• [Exercise details]: Take the lines from the beginning of the material through the line containing "string; width: string;" and retype them exactly, leaving the pictures out.
Begin
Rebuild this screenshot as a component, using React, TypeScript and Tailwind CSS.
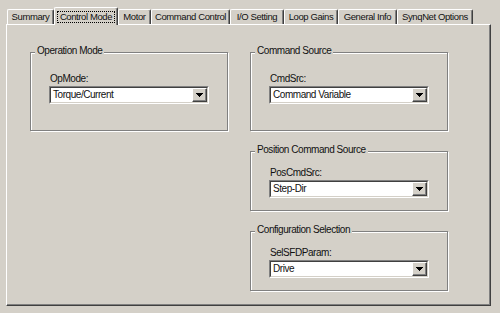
import React from 'react';

type Tab = { label: string; width: string; active?: boolean };

const tabs: Tab[] = [
  { label: 'Summary', width: 'w-[47px]' },
  { label: 'Control Mode', width: 'w-[64px]', active: true },
  { label: 'Motor', width: 'w-[33px]' },
  { label: 'Command Control', width: 'w-[79px]' },
  { label: 'I/O Setting', width: 'w-[54px]' },
  { label: 'Loop Gains', width: 'w-[54px]' },
  { label: 'General Info', width: 'w-[59px]' },
  { label: 'SynqNet Options', width: 'w-[76px]' },
];

const Combo: React.FC<{ value: string }> = ({ value }) => (
  <div className="ml-[18px] mt-[1px] w-[160px] h-[18px] border border-t-[#808080] border-l-[#808080] border-r-white border-b-white">
    <div className="h-full flex items-stretch bg-white border border-t-[#404040] border-l-[#404040] border-r-[#d4d0c8] border-b-[#d4d0c8]">
      <span className="flex-1 pl-[2px] leading-[14px] whitespace-nowrap">{value}</span>
      <div className="w-[15px] flex items-center justify-center bg-[#d4d0c8] border border-t-white border-l-white border-r-[#404040] border-b-[#404040] shadow-[inset_-1px_-1px_0_#808080]">
        <svg width="7" height="4" viewBox="0 0 7 4" shapeRendering="crispEdges">
          <path d="M0 0h7v1H0zM1 1h5v1H1zM2 2h3v1H2zM3 3h1v1H3z" fill="#000" />
        </svg>
      </div>
    </div>
  </div>
);

interface GroupProps {
  title: string;
  label: string;
  value: string;
  height: string;
  padTop: string;
}

const Group: React.FC<GroupProps> = ({ title, label, value, height, padTop }) => (
  <div className={`relative w-[198px] ${height} ${padTop} border border-[#808080] shadow-[1px_1px_0_#fff,inset_1px_1px_0_#fff]`}>
    <span className="absolute left-[4px] top-[-8px] px-[2px] h-[12px] leading-[12px] bg-[#d4d0c8] whitespace-nowrap">
      {title}
    </span>
    <div className="ml-[19px] h-[12px] leading-[12px]">{label}</div>
    <Combo value={value} />
  </div>
);

export default function App() {
  return (
    <div className="w-[500px] h-[313px] bg-[#d4d0c8] pt-[7px] text-[#111] text-[10px] tracking-[-0.45px] font-['Liberation_Sans',Arial,sans-serif] overflow-hidden">
      {/* Tabs */}
      <div className="flex items-end h-[17px] pl-[7px] text-[9.5px] tracking-[-0.4px]">
        {tabs.map((t) =>
          t.active ? (
            <div
              key={t.label}
              className={`${t.width} relative z-10 h-[18px] -mb-[1px] bg-[#d4d0c8] rounded-t-[2px] border-t border-l border-r border-t-white border-l-white border-r-[#404040] shadow-[inset_-1px_0_0_#808080] flex items-center justify-center`}
            >
              <span className="px-[2px] h-[12px] leading-[10px] border border-dotted border-black whitespace-nowrap">
                {t.label}
              </span>
            </div>
          ) : (
            <div
              key={t.label}
              className={`${t.width} h-[15px] rounded-t-[2px] border-t border-l border-r border-t-white border-l-white border-r-[#404040] shadow-[inset_-1px_0_0_#808080] flex items-center justify-center leading-[12px] whitespace-nowrap`}
            >
              {t.label}
            </div>
          )
        )}
      </div>

      {/* Panel */}
      <div className="ml-[6px] w-[485px] h-[282px] border border-t-white border-l-white border-r-[#404040] border-b-[#404040] shadow-[inset_-1px_-1px_0_#808080] pl-[23px] pt-[27px] flex items-start gap-[22px]">
        <Group title="Operation Mode" label="OpMode:" value="Torque/Current" height="h-[79px]" padTop="pt-[20px]" />
        <div className="flex flex-col gap-[20px]">
          <Group title="Command Source" label="CmdSrc:" value="Command Variable" height="h-[79px]" padTop="pt-[20px]" />
          <Group title="Position Command Source" label="PosCmdSrc:" value="Step-Dir" height="h-[60px]" padTop="pt-[15px]" />
          <Group title="Configuration Selection" label="SelSFDParam:" value="Drive" height="h-[60px]" padTop="pt-[15px]" />
        </div>
      </div>
    </div>
  );
}
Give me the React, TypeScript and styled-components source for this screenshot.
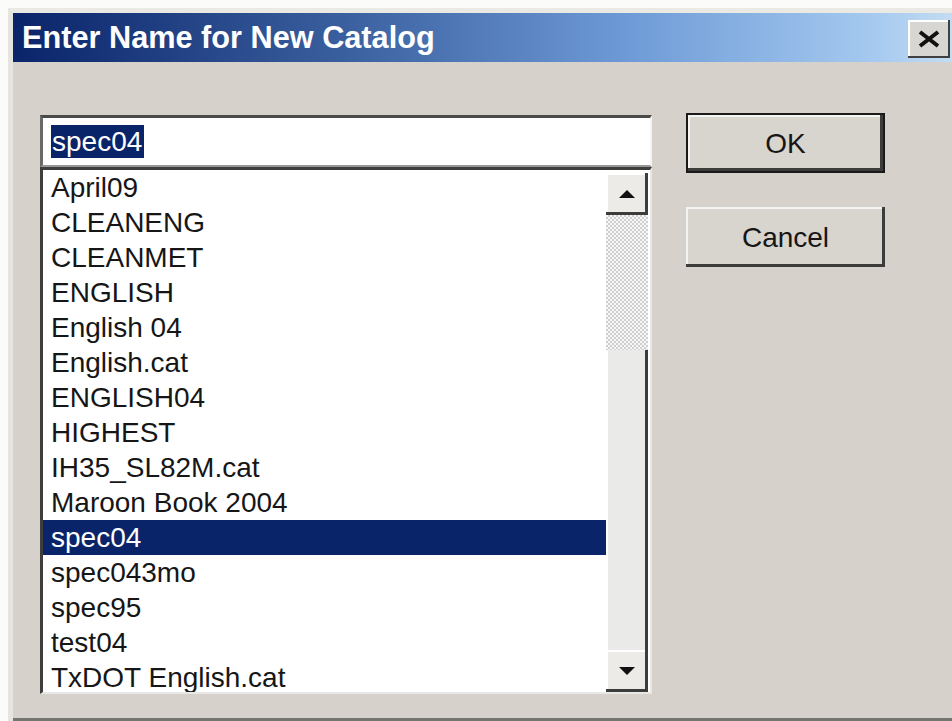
import * as React from 'react'
import styled, {createGlobalStyle} from 'styled-components'

const GlobalStyle = createGlobalStyle`
  html, body {
    margin: 0;
    padding: 0;
    background: #fbfbf9;
  }
  * {
    box-sizing: border-box;
  }
`

const catalogs = [
  'April09',
  'CLEANENG',
  'CLEANMET',
  'ENGLISH',
  'English 04',
  'English.cat',
  'ENGLISH04',
  'HIGHEST',
  'IH35_SL82M.cat',
  'Maroon Book 2004',
  'spec04',
  'spec043mo',
  'spec95',
  'test04',
  'TxDOT English.cat',
]

const Page = styled.div`
  width: 952px;
  height: 721px;
  padding: 8px 0 0 8px;
  overflow: hidden;
  font-family: "Liberation Sans", Arial, sans-serif;
`

const Window = styled.div`
  height: 100%;
  display: flex;
  flex-direction: column;
  border-top: 5px solid #ebe9e3;
  border-left: 5px solid #e6e4de;
  background: #d6d2cb;
`

const TitleBar = styled.div`
  height: 49px;
  flex: none;
  display: flex;
  align-items: center;
  justify-content: space-between;
  padding: 0 2px 0 9px;
  background: linear-gradient(to right, #0a246a 0%, #3a5f9e 35%, #6d9ad6 65%, #a6caf0 92%, #c4dcf2 100%);
`

const Title = styled.span`
  color: #fff;
  font-weight: bold;
  font-size: 30.7px;
`

const CloseButton = styled.button`
  width: 42px;
  height: 38px;
  margin-top: 3px;
  padding: 0;
  display: flex;
  align-items: center;
  justify-content: center;
  background: #d8d6d2;
  border: none;
  box-shadow: inset -2px -2px 0 #404040, inset 2px 2px 0 #fff;
`

const Body = styled.div`
  flex: 1;
  display: flex;
  gap: 34px;
  padding: 53px 0 0 27px;
  border-bottom: 3px solid #77756f;
`

const LeftColumn = styled.div`
  width: 612px;
  display: flex;
  flex-direction: column;
`

const NameField = styled.div`
  height: 52px;
  display: flex;
  align-items: center;
  padding: 0 8px;
  background: #fff;
  border-top: 3px solid #4a4a48;
  border-left: 3px solid #6a6a68;
  border-right: 2px solid #f4f4f2;
  border-bottom: 2px solid #9a9896;
`

const Selection = styled.span`
  display: inline-block;
  height: 33px;
  line-height: 33px;
  padding: 0 2px 0 1px;
  font-size: 28px;
  color: #fff;
  background: #0a246a;
`

const ListBox = styled.div`
  height: 527px;
  display: flex;
  background: #fff;
  border-top: 3px solid #3e3e3c;
  border-left: 3px solid #3e3e3c;
  border-right: 2px solid #e8e8e6;
  border-bottom: 2px solid #e8e8e6;
`

const Items = styled.div`
  flex: 1;
  overflow: hidden;
`

const Item = styled.div<{$selected?: boolean}>`
  height: 35px;
  line-height: 35px;
  padding-left: 8px;
  font-size: 28px;
  white-space: nowrap;
  color: ${p => (p.$selected ? '#fff' : '#161616')};
  background: ${p => (p.$selected ? '#0a246a' : 'transparent')};
`

const ScrollBar = styled.div`
  width: 42px;
  margin: 3px 2px 0 0;
  display: flex;
  flex-direction: column;
`

const ArrowButton = styled.div`
  height: 42px;
  flex: none;
  display: flex;
  align-items: center;
  justify-content: center;
  background: #ecebe8;
  box-shadow: inset -3px -3px 0 #3c3c3a, inset 2px 2px 0 #fff;
`

const Track = styled.div`
  height: 135px;
  flex: none;
  background-color: #f6f6f6;
  background-image: repeating-conic-gradient(#cfcfcf 0 25%, #f6f6f6 0 50%);
  background-size: 4px 4px;
`

const Thumb = styled.div`
  flex: 1;
  background: #eaeae8;
  box-shadow: inset -3px 0 0 #3c3c3a, inset 2px 0 0 #fff;
`

const Arrow = styled.span<{$down?: boolean}>`
  width: 0;
  height: 0;
  border-left: 8px solid transparent;
  border-right: 8px solid transparent;
  ${p => (p.$down ? 'border-top: 8px solid #111;' : 'border-bottom: 8px solid #111;')}
`

const ButtonColumn = styled.div`
  width: 199px;
  display: flex;
  flex-direction: column;
  gap: 34px;
  margin-top: -2px;
`

const DialogButton = styled.button<{$default?: boolean}>`
  height: 60px;
  padding: 2px 0 0;
  font-family: "Liberation Sans", Arial, sans-serif;
  font-size: 28px;
  color: #161616;
  background: #d8d4ce;
  border: ${p => (p.$default ? '2px solid #1a1a1a' : 'none')};
  box-shadow: inset -3px -3px 0 #3c3c3a, inset 2px 2px 0 #f4f4f2;
`

const App = () => {
  const selected = 'spec04'
  return (
    <>
      <GlobalStyle />
      <Page>
        <Window>
          <TitleBar>
            <Title>Enter Name for New Catalog</Title>
            <CloseButton aria-label="Close">
              <svg width="24" height="18" viewBox="0 0 24 18">
                <path d="M3 2 L21 16 M21 2 L3 16" stroke="#111" strokeWidth="4" />
              </svg>
            </CloseButton>
          </TitleBar>
          <Body>
            <LeftColumn>
              <NameField>
                <Selection>{selected}</Selection>
              </NameField>
              <ListBox>
                <Items>
                  {catalogs.map(name => (
                    <Item key={name} $selected={name === selected}>
                      {name}
                    </Item>
                  ))}
                </Items>
                <ScrollBar>
                  <ArrowButton>
                    <Arrow />
                  </ArrowButton>
                  <Track />
                  <Thumb />
                  <ArrowButton>
                    <Arrow $down />
                  </ArrowButton>
                </ScrollBar>
              </ListBox>
            </LeftColumn>
            <ButtonColumn>
              <DialogButton $default>OK</DialogButton>
              <DialogButton>Cancel</DialogButton>
            </ButtonColumn>
          </Body>
        </Window>
      </Page>
    </>
  )
}

export default App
End
• [The output]:
Rebuild this screenshot as a component, using React, TypeScript and Tailwind CSS.
import React from 'react';

type Tab = { label: string; width: string; active?: boolean };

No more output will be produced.